Goal of the exercise: Give back, word for word, only the lines from the opening of the records through the one with "const [temp] = useState(27);". Pictures stay out.

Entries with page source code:
*****
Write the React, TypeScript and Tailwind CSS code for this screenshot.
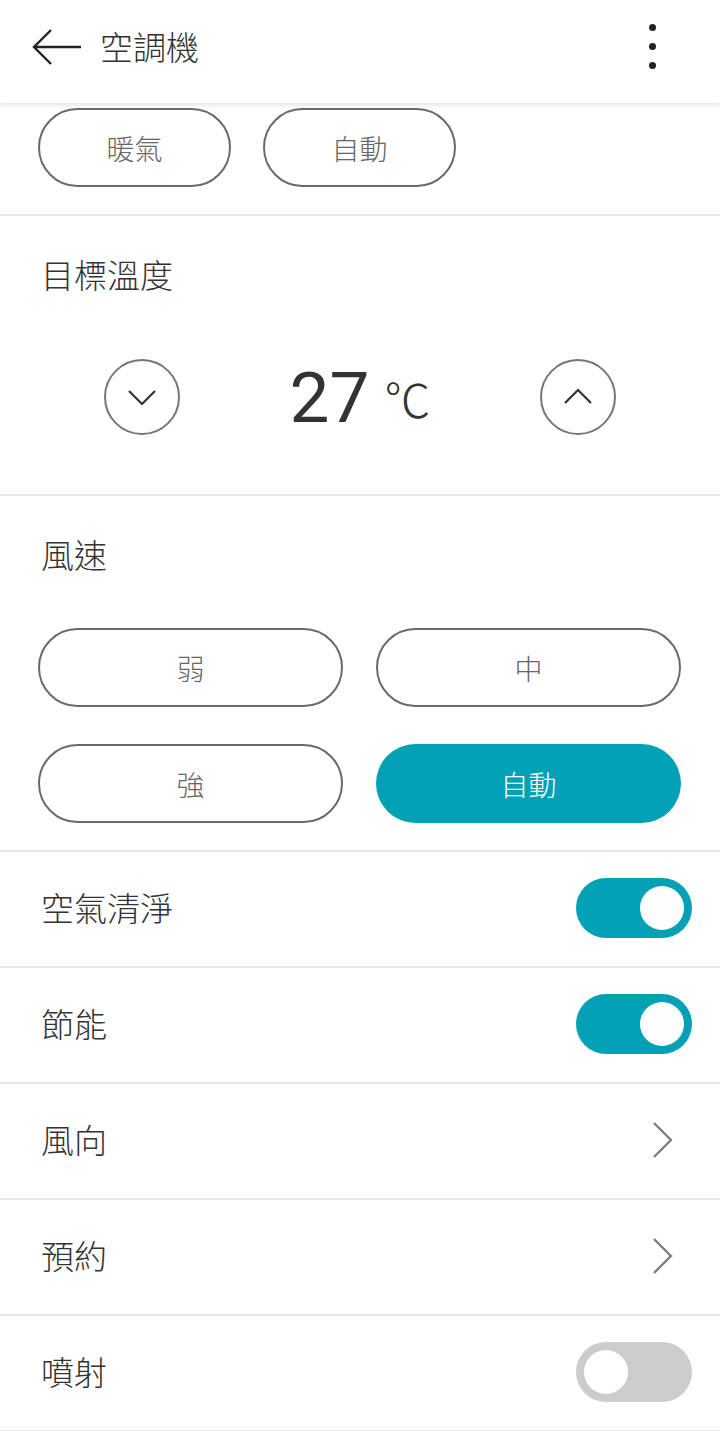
import { useState } from "react";

const TEAL = "bg-[#03a1b6]";

function Toggle({ on }: { on: boolean }) {
  return (
    <div
      className={`w-[116px] h-[60px] rounded-full flex items-center px-[8px] ${
        on ? `${TEAL} justify-end` : "bg-[#cccccc] justify-start"
      }`}
    >
      <span className="w-[44px] h-[44px] rounded-full bg-white block" />
    </div>
  );
}

function ChevronRight() {
  return (
    <svg width="24" height="38" viewBox="0 0 24 38" fill="none">
      <path d="M3 2 L20 19 L3 36" stroke="#7a7a7a" strokeWidth="2.2" />
    </svg>
  );
}

function Pill({ label, active = false }: { label: string; active?: boolean }) {
  return (
    <button
      className={`w-full h-[79px] rounded-full flex items-center justify-center text-[28px] font-light ${
        active
          ? `${TEAL} text-white`
          : "border-2 border-[#6a6a6a] text-[#666666] bg-white"
      }`}
    >
      {label}
    </button>
  );
}

const rows = [
  { label: "空氣清淨", kind: "toggle", on: true },
  { label: "節能", kind: "toggle", on: true },
  { label: "風向", kind: "link" },
  { label: "預約", kind: "link" },
  { label: "噴射", kind: "toggle", on: false },
];

export default function App() {
  const [temp] = useState(27);

  return (
    <div className="w-[720px] min-h-[1431px] bg-white font-['Noto_Sans_CJK_TC','Noto_Sans',sans-serif] font-light text-[#333333]">
      {/* Header */}
      <header className="relative z-10 h-[103px] flex items-center pl-[31px] pr-[64px] pb-[10px] bg-white shadow-[0_2px_5px_rgba(0,0,0,0.12)]">
        <svg width="52" height="40" viewBox="0 0 52 40" fill="none">
          <path d="M50 20 H4 M20 3 L3 20 L20 37" stroke="#222222" strokeWidth="2.4" />
        </svg>
        <h1 className="ml-[17px] text-[33px] leading-none text-[#333333]">空調機</h1>
        <div className="ml-auto flex flex-col items-center gap-[12px]">
          <span className="w-[7px] h-[7px] rounded-full bg-[#222222]" />
          <span className="w-[7px] h-[7px] rounded-full bg-[#222222]" />
          <span className="w-[7px] h-[7px] rounded-full bg-[#222222]" />
        </div>
      </header>

      {/* Mode */}
      <section className="pt-[5px] pb-[27px] px-[38px] flex gap-[32px] border-b-2 border-[#e8e8e8]">
        <div className="w-[193px]">
          <Pill label="暖氣" />
        </div>
        <div className="w-[193px]">
          <Pill label="自動" />
        </div>
      </section>

      {/* Target temperature */}
      <section className="pt-[38px] pb-[59px] border-b-2 border-[#e8e8e8]">
        <h2 className="px-[41px] text-[33px] leading-[40px]">目標溫度</h2>
        <div className="mt-[65px] w-[512px] mx-auto flex items-center justify-between">
          <button className="w-[76px] h-[76px] rounded-full border-2 border-[#777777] flex items-center justify-center">
            <svg width="30" height="18" viewBox="0 0 30 18" fill="none">
              <path d="M2 3 L15 16 L28 3" stroke="#333333" strokeWidth="2.2" />
            </svg>
          </button>
          <div className="flex items-center">
            <span className="font-['Roboto',sans-serif] font-normal text-[71px] leading-none text-[#333333]">{temp}</span>
            <span className="ml-[15px] text-[46px] leading-none text-[#333333]">℃</span>
          </div>
          <button className="w-[76px] h-[76px] rounded-full border-2 border-[#777777] flex items-center justify-center">
            <svg width="30" height="18" viewBox="0 0 30 18" fill="none">
              <path d="M2 15 L15 2 L28 15" stroke="#333333" strokeWidth="2.2" />
            </svg>
          </button>
        </div>
      </section>

      {/* Fan speed */}
      <section className="pt-[38px] pb-[27px] border-b-2 border-[#e8e8e8]">
        <h2 className="px-[41px] text-[33px] leading-[40px]">風速</h2>
        <div className="mt-[54px] pl-[38px] pr-[39px] grid grid-cols-2 gap-x-[33px] gap-y-[37px]">
          <Pill label="弱" />
          <Pill label="中" />
          <Pill label="強" />
          <Pill label="自動" active />
        </div>
      </section>

      {/* Settings rows */}
      {rows.map((r) => (
        <div
          key={r.label}
          className="h-[116px] flex items-center pl-[41px] pb-[3px] border-b-2 border-[#e8e8e8]"
        >
          <span className="text-[33px] leading-none">{r.label}</span>
          <div className={`ml-auto ${r.kind === "toggle" ? "pr-[28px]" : "pr-[45px]"}`}>
            {r.kind === "toggle" ? <Toggle on={!!r.on} /> : <ChevronRight />}
          </div>
        </div>
      ))}
    </div>
  );
}
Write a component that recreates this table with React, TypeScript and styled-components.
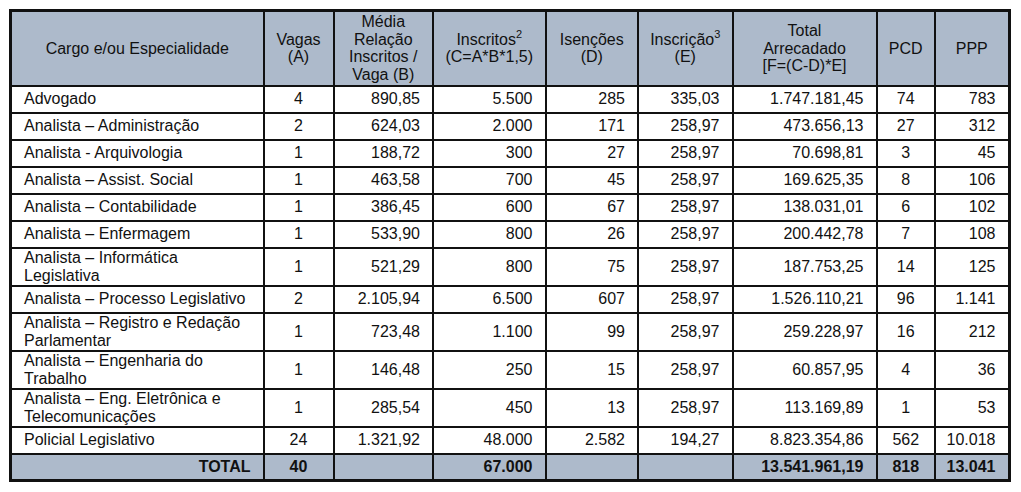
import React from "react";
import styled, { createGlobalStyle } from "styled-components";

const Global = createGlobalStyle`
  html, body { margin: 0; padding: 0; background: #ffffff; }
  body { font-family: "Liberation Sans", Arial, sans-serif; color: #111; }
`;

const Page = styled.div`
  padding: 9px 0 0 9px;
`;

const Table = styled.table`
  border-collapse: collapse;
  table-layout: fixed;
  width: 999px;
  border: 3px solid #111;
  font-size: 16px;
  line-height: 17.5px;
`;

const HeadRow = styled.tr`
  height: 75px;
  background: #adbacb;
`;

const HeadCell = styled.th`
  border: 2px solid #111;
  font-weight: normal;
  text-align: center;
  vertical-align: middle;
  padding: 0 4px;
  color: #111;
`;

const Sup = styled.sup`
  font-size: 11px;
  line-height: 0;
  vertical-align: 7px;
`;

const Row = styled.tr<{ $tall?: boolean }>`
  height: ${(p) => (p.$tall ? "38px" : "27px")};
  background: #fff;
`;

const TotalRow = styled.tr`
  height: 27px;
  background: #adbacb;
  font-weight: bold;
`;

const Cell = styled.td<{ $align?: "left" | "right" | "center" }>`
  border: 2px solid #111;
  padding: ${(p) => (p.$align === "left" ? "0 4px 0 12px" : p.$align === "center" ? "0 4px" : "0 12px 0 4px")};
  text-align: ${(p) => p.$align ?? "right"};
  vertical-align: middle;
  white-space: nowrap;
`;

const widths = [253, 70, 99.5, 112.5, 92.5, 94.5, 144, 58.5, 74];

type R = [string, string, string, string, string, string, string, string, string];

const rows: R[] = [
  ["Advogado", "4", "890,85", "5.500", "285", "335,03", "1.747.181,45", "74", "783"],
  ["Analista – Administração", "2", "624,03", "2.000", "171", "258,97", "473.656,13", "27", "312"],
  ["Analista - Arquivologia", "1", "188,72", "300", "27", "258,97", "70.698,81", "3", "45"],
  ["Analista – Assist. Social", "1", "463,58", "700", "45", "258,97", "169.625,35", "8", "106"],
  ["Analista – Contabilidade", "1", "386,45", "600", "67", "258,97", "138.031,01", "6", "102"],
  ["Analista – Enfermagem", "1", "533,90", "800", "26", "258,97", "200.442,78", "7", "108"],
  ["Analista – Informática\nLegislativa", "1", "521,29", "800", "75", "258,97", "187.753,25", "14", "125"],
  ["Analista – Processo Legislativo", "2", "2.105,94", "6.500", "607", "258,97", "1.526.110,21", "96", "1.141"],
  ["Analista – Registro e Redação\nParlamentar", "1", "723,48", "1.100", "99", "258,97", "259.228,97", "16", "212"],
  ["Analista – Engenharia do\nTrabalho", "1", "146,48", "250", "15", "258,97", "60.857,95", "4", "36"],
  ["Analista – Eng. Eletrônica e\nTelecomunicações", "1", "285,54", "450", "13", "258,97", "113.169,89", "1", "53"],
  ["Policial Legislativo", "24", "1.321,92", "48.000", "2.582", "194,27", "8.823.354,86", "562", "10.018"],
];

const Lines: React.FC<{ text: string }> = ({ text }) => {
  const parts = text.split("\n");
  return (
    <>
      {parts.map((p, i) => (
        <React.Fragment key={i}>
          {i > 0 && <br />}
          {p}
        </React.Fragment>
      ))}
    </>
  );
};

const aligns: ("left" | "right" | "center")[] = [
  "left", "center", "right", "right", "right", "right", "right", "center", "right",
];

export default function App() {
  return (
    <Page>
      <Global />
      <Table>
        <colgroup>
          {widths.map((w, i) => (
            <col key={i} style={{ width: w }} />
          ))}
        </colgroup>
        <thead>
          <HeadRow>
            <HeadCell>Cargo e/ou Especialidade</HeadCell>
            <HeadCell>Vagas<br />(A)</HeadCell>
            <HeadCell>Média<br />Relação<br />Inscritos /<br />Vaga (B)</HeadCell>
            <HeadCell>Inscritos<Sup>2</Sup><br />(C=A*B*1,5)</HeadCell>
            <HeadCell>Isenções<br />(D)</HeadCell>
            <HeadCell>Inscrição<Sup>3</Sup><br />(E)</HeadCell>
            <HeadCell>Total<br />Arrecadado<br />[F=(C-D)*E]</HeadCell>
            <HeadCell>PCD</HeadCell>
            <HeadCell>PPP</HeadCell>
          </HeadRow>
        </thead>
        <tbody>
          {rows.map((r, i) => (
            <Row key={i} $tall={r[0].includes("\n")}>
              {r.map((c, j) => (
                <Cell key={j} $align={aligns[j]}>
                  <Lines text={c} />
                </Cell>
              ))}
            </Row>
          ))}
          <TotalRow>
            <Cell $align="right">TOTAL</Cell>
            <Cell $align="center">40</Cell>
            <Cell />
            <Cell>67.000</Cell>
            <Cell />
            <Cell />
            <Cell>13.541.961,19</Cell>
            <Cell $align="center">818</Cell>
            <Cell>13.041</Cell>
          </TotalRow>
        </tbody>
      </Table>
    </Page>
  );
}
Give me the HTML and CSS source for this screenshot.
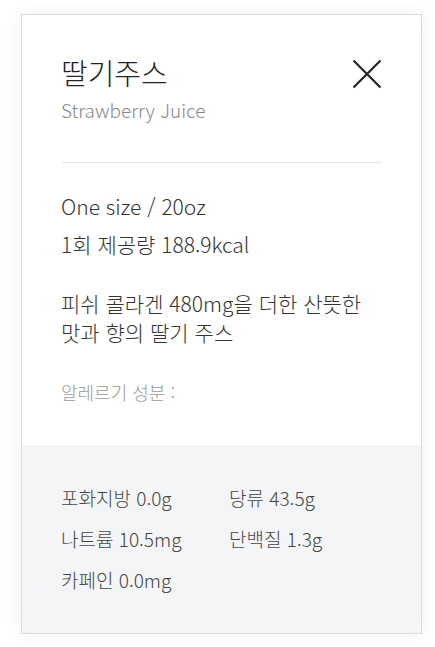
FILE: index.html
```html
<!DOCTYPE html>
<html lang="ko">
<head>
<meta charset="utf-8">
<link rel="stylesheet" href="styles.css">
</head>
<body>
<div class="card">
  <div class="main">
    <div class="header">
      <div class="names">
        <h1 class="title">딸기주스</h1>
        <p class="subtitle">Strawberry Juice</p>
      </div>
      <button class="close" aria-label="닫기">
        <svg width="30" height="30" viewBox="0 0 30 30"><path d="M1.5 1.5 L28.5 28.5 M28.5 1.5 L1.5 28.5" stroke="#222" stroke-width="2.2" fill="none"/></svg>
      </button>
    </div>
    <hr class="divider">
    <p class="spec">One size / 20oz</p>
    <p class="spec">1회 제공량 188.9kcal</p>
    <p class="desc">피쉬 콜라겐 480mg을 더한 산뜻한<br>맛과 향의 딸기 주스</p>
    <p class="allergy">알레르기 성분 :</p>
  </div>
  <div class="nutrition">
    <div class="nut">포화지방 0.0g</div>
    <div class="nut">당류 43.5g</div>
    <div class="nut">나트륨 10.5mg</div>
    <div class="nut">단백질 1.3g</div>
    <div class="nut">카페인 0.0mg</div>
  </div>
</div>
</body>
</html>
```

FILE: styles.css
```css
html, body {
  margin: 0;
  background: #fff;
}
body {
  padding: 14px 13px 12px 21px;
  font-family: "Noto Sans CJK KR", "Noto Sans", sans-serif;
  font-weight: 300;
  color: #222;
}
.card {
  border: 1px solid #dcdcdc;
  background: #fff;
  box-shadow: 0 0 18px rgba(0,0,0,0.06);
  height: 618px;
  display: flex;
  flex-direction: column;
}
.main {
  padding: 39px 39px 0 39px;
  height: 430px;
  box-sizing: border-box;
}
.header {
  display: flex;
  justify-content: space-between;
  align-items: flex-start;
}
.title {
  margin: 0;
  font-size: 29px;
  font-weight: 300;
  line-height: 36px;
  color: #222;
}
.subtitle {
  margin: 7px 0 0;
  font-size: 19px;
  font-weight: 300;
  line-height: 26px;
  color: #888;
}
.close {
  border: 0;
  background: none;
  padding: 0;
  margin: 5px 0 0;
  width: 30px;
  height: 30px;
  cursor: pointer;
}
.close svg { display: block; }
.divider {
  border: 0;
  border-top: 1px solid #e5e5e5;
  margin: 39px 0 0 1px;
}
.spec {
  margin: 0;
  font-size: 21px;
  font-weight: 300;
  line-height: 38px;
  color: #333;
}
.divider + .spec { margin-top: 24px; }
.desc {
  margin: 26px 0 0;
  font-size: 21px;
  font-weight: 300;
  line-height: 29px;
  color: #333;
}
.allergy {
  margin: 32px 0 0;
  font-size: 18px;
  font-weight: 300;
  line-height: 26px;
  color: #999;
}
.nutrition {
  flex: 1;
  background: #f4f5f7;
  display: grid;
  grid-template-columns: 168px 1fr;
  grid-auto-rows: 41px;
  align-content: start;
  padding: 32px 39px 0;
  font-size: 19px;
  font-weight: 300;
  color: #444;
}
.nut {
  line-height: 41px;
}
```
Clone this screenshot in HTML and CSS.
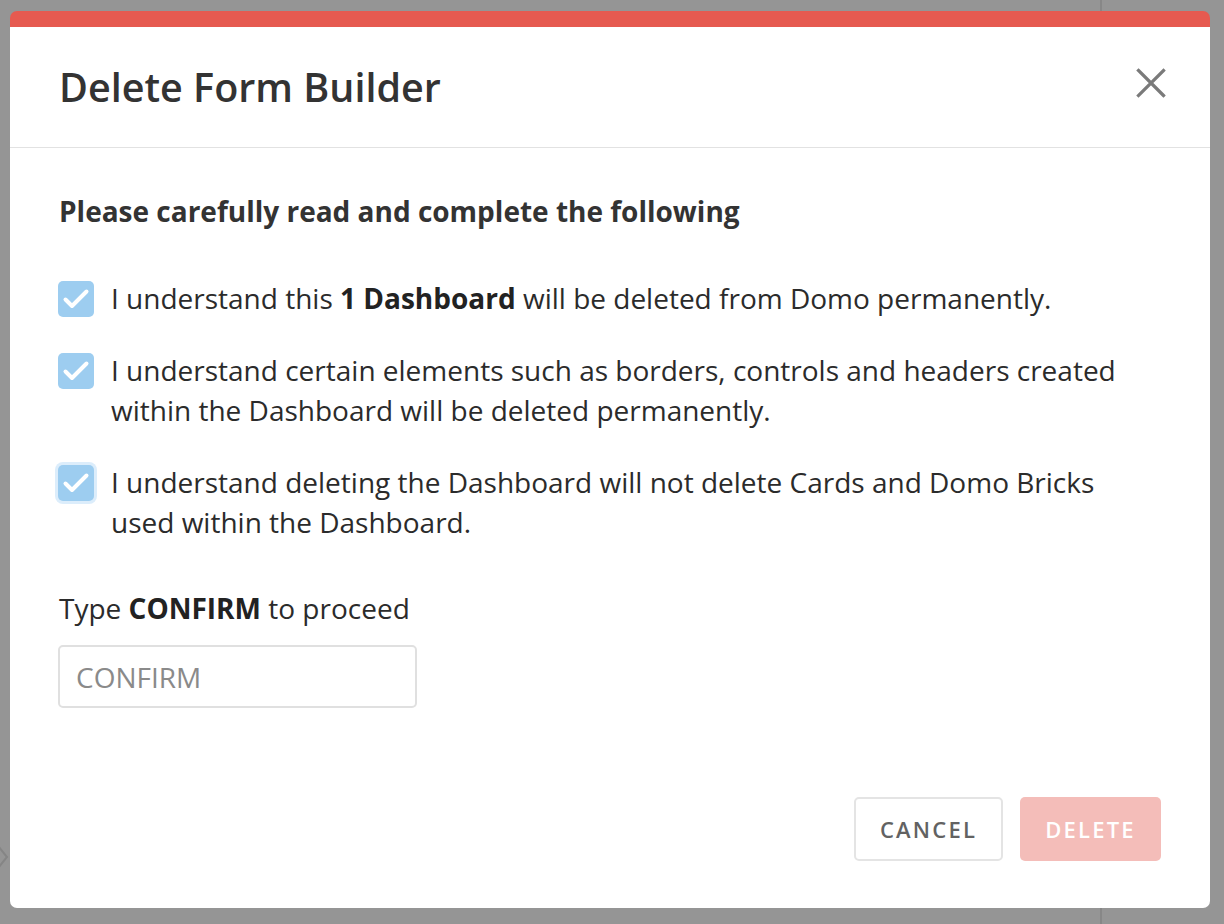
*****
The completed task:
Write the React, TypeScript and Tailwind CSS code for this screenshot.
import { useState } from "react";

const TEAL = "bg-[#03a1b6]";

function Toggle({ on }: { on: boolean }) {
  return (
    <div
      className={`w-[116px] h-[60px] rounded-full flex items-center px-[8px] ${
        on ? `${TEAL} justify-end` : "bg-[#cccccc] justify-start"
      }`}
    >
      <span className="w-[44px] h-[44px] rounded-full bg-white block" />
    </div>
  );
}

function ChevronRight() {
  return (
    <svg width="24" height="38" viewBox="0 0 24 38" fill="none">
      <path d="M3 2 L20 19 L3 36" stroke="#7a7a7a" strokeWidth="2.2" />
    </svg>
  );
}

function Pill({ label, active = false }: { label: string; active?: boolean }) {
  return (
    <button
      className={`w-full h-[79px] rounded-full flex items-center justify-center text-[28px] font-light ${
        active
          ? `${TEAL} text-white`
          : "border-2 border-[#6a6a6a] text-[#666666] bg-white"
      }`}
    >
      {label}
    </button>
  );
}

const rows = [
  { label: "空氣清淨", kind: "toggle", on: true },
  { label: "節能", kind: "toggle", on: true },
  { label: "風向", kind: "link" },
  { label: "預約", kind: "link" },
  { label: "噴射", kind: "toggle", on: false },
];

export default function App() {
  const [temp] = useState(27);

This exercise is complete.